Opinion
December 9, 1991
Appeal from the Supreme Court, Westchester County (Cowhey, J.).
Ordered that the judgment is affirmed, with costs.
In December 1987 the petitioners' contractor submitted building plans to reconstruct a deteriorated two-car garage for their single family house, which they had owned since 1968. Both the existing garage and the proposed garage met the five foot side yard setback requirement of the Village Code. When the plaintiff sought a certificate of occupancy after the garage was rebuilt, a survey revealed that the side yard setback ranged from one foot eight inches at the rear to two feet two inches at the front, thereby violating the required side yard setback.

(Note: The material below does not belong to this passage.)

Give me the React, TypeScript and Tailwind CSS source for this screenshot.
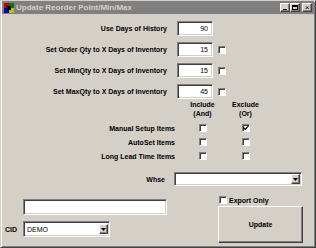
import React from 'react';

const sunken =
  'bg-white border border-t-[#808080] border-l-[#808080] border-b-white border-r-white shadow-[inset_1px_1px_0_#404040,inset_-1px_-1px_0_#d4d0c8]';
const raised =
  'bg-[#d4d0c8] border border-t-white border-l-white border-b-[#404040] border-r-[#404040] shadow-[inset_-1px_-1px_0_#808080]';

function Check({ checked = false }: { checked?: boolean }) {
  return (
    <div className="w-[8px] h-[8px] bg-white border border-t-[#808080] border-l-[#808080] border-b-white border-r-white shadow-[inset_1px_1px_0_#404040] flex items-center justify-center shrink-0">
      {checked && (
        <svg width="6" height="6" viewBox="0 0 6 6">
          <path d="M0.5 2.5 L2.2 4.3 L5.5 0.8" stroke="#000" strokeWidth="1.2" fill="none" />
        </svg>
      )}
    </div>
  );
}

function NumBox({ value }: { value: string }) {
  return (
    <div className={`${sunken} w-[36px] h-[15px] ml-[10px] flex items-center justify-end pr-[4px] text-[7px] font-normal`}>
      {value}
    </div>
  );
}

function Combo({ width, text = '' }: { width: string; text?: string }) {
  return (
    <div className={`${sunken} ${width} flex items-center justify-between pl-[3px] pr-[1px] text-[7px] font-normal`}>
      <span>{text}</span>
      <div className={`${raised} w-[9px] h-[10px] flex items-center justify-center`}>
        <svg width="5" height="3" viewBox="0 0 5 3">
          <path d="M0 0 H5 L2.5 3 Z" fill="#000" />
        </svg>
      </div>
    </div>
  );
}

const ROWS = [
  { label: 'Use Days of History', value: '90', check: false },
  { label: 'Set Order Qty to X Days of Inventory', value: '15', check: true },
  { label: 'Set MinQty to X Days of Inventory', value: '15', check: true },
  { label: 'Set MaxQty to X Days of Inventory', value: '45', check: true },
];

const ITEMS = [
  { label: 'Manual Setup Items', include: false, exclude: true },
  { label: 'AutoSet Items', include: false, exclude: false },
  { label: 'Long Lead Time Items', include: false, exclude: false },
];

export default function App() {
  return (
    <div className="w-[316px] h-[248px] bg-[#d4d0c8] font-['Liberation_Sans',Arial,sans-serif] text-black">
      <div className="w-[316px] h-[248px] border border-t-[#d4d0c8] border-l-[#d4d0c8] border-b-[#404040] border-r-[#404040] shadow-[inset_1px_1px_0_#fff,inset_-1px_-1px_0_#808080] flex flex-col">
        {/* Title bar */}
        <div className="h-[13px] bg-[#808080] flex items-center px-[2px] mx-[1px]">
          <svg width="10" height="10" viewBox="0 0 10 10" className="shrink-0">
            <rect x="0" y="0" width="5" height="5" fill="#c00000" />
            <rect x="5" y="0" width="5" height="5" fill="#008000" />
            <rect x="0" y="5" width="5" height="5" fill="#0000c0" />
            <rect x="5" y="5" width="5" height="5" fill="#c0c000" />
            <rect x="3" y="3" width="4" height="4" fill="#000" />
          </svg>
          <span className="ml-[2px] text-[8px] font-bold text-[#d4d0c8] leading-none">Update Reorder Point/Min/Max</span>
          <div className="ml-auto flex items-center">
            <div className={`${raised} w-[10px] h-[9px] flex items-end justify-center pb-[1px]`}>
              <div className="w-[4px] h-[1.5px] bg-black" />
            </div>
            <div className={`${raised} w-[10px] h-[9px] flex items-center justify-center`}>
              <div className="w-[6px] h-[5px] border border-black border-t-2" />
            </div>
            <div className={`${raised} w-[10px] h-[9px] ml-[2px] flex items-center justify-center text-[8px] leading-none`}>
              ×
            </div>
          </div>
        </div>

        {/* Form */}
        <div className="flex flex-col pt-[7px] text-[7px] font-bold leading-[9px]">
          <div className="flex flex-col gap-[6px]">
            {ROWS.map((r) => (
              <div key={r.label} className="flex items-center h-[15px]">
                <div className="w-[166px] text-right">{r.label}</div>
                <NumBox value={r.value} />
                {r.check && (
                  <div className="ml-[5px]">
                    <Check />
                  </div>
                )}
              </div>
            ))}
          </div>

          <div className="flex mt-[1px]">
            <div className="w-[174px]" />
            <div className="w-[55px] text-center">
              Include
              <br />
              (And)
            </div>
            <div className="w-[31px] text-center">
              Exclude
              <br />
              (Or)
            </div>
          </div>

          <div className="flex flex-col mt-[3px]">
            {ITEMS.map((it) => (
              <div key={it.label} className="flex items-center h-[14px]">
                <div className="w-[174px] text-right">{it.label}</div>
                <div className="w-[55px] flex justify-center">
                  <Check checked={it.include} />
                </div>
                <div className="w-[31px] flex justify-center">
                  <Check checked={it.exclude} />
                </div>
              </div>
            ))}
          </div>

          <div className="flex items-center mt-[9px] h-[14px]">
            <div className="w-[164px] text-right">Whse</div>
            <div className="ml-[9px]">
              <Combo width="w-[128px] h-[14px]" />
            </div>
          </div>

          <div className="flex mt-[10px] ml-[4px]">
            <div className="w-[162px] flex flex-col pt-[3px]">
              <div className={`${sunken} ml-[18px] w-[144px] h-[16px]`} />
              <div className="flex items-center mt-[6px]">
                <div className="w-[18px]">CID</div>
                <Combo width="w-[87px] h-[16px]" text="DEMO" />
              </div>
            </div>
            <div className="ml-[51px] flex flex-col">
              <div className="flex items-center h-[8px] ml-[1px]">
                <Check />
                <span className="ml-[2px]">Export Only</span>
              </div>
              <button className={`${raised} mt-[2px] w-[85px] h-[37px] text-[7px] font-bold`}>Update</button>
            </div>
          </div>
        </div>
      </div>
    </div>
  );
}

Thereafter, the petitioners applied to the Zoning Board for an area variance, claiming that the violation of the side yard setback requirement was unintentional.
"It is well settled that local Zoning Boards have discretion in considering applications for variances and the judicial function is limited to reviewing whether the action taken by the Board was illegal, arbitrary or an abuse of discretion" (Matter of Silveri v Nolte, 128 A.D.2d 711; see also, Matter of Fuhst v Foley, 45 N.Y.2d 441, 444). In the instant case, the petitioners' sole allegation of practical difficulty is that altering the garage to comply with the side yard setback requirement will be costly. However, they failed to set forth any credible reason why the garage was not built in accordance with the requirements of the Village Code and the building plans they submitted. Clearly, the petitioners previously were able to utilize a garage that complied with the side yard setback requirements. That the petitioners may conceivably suffer some economic loss as a result of their alleged good faith reliance upon their contractor, who did not appear at the hearing, is an insufficient basis on which to grant the variance (see, Matter of Nammack v Krucklin, 149 A.D.2d 596; Matter of Silveri v Nolte, supra). Mangano, P.J., Lawrence, Rosenblatt and Copertino, JJ., concur.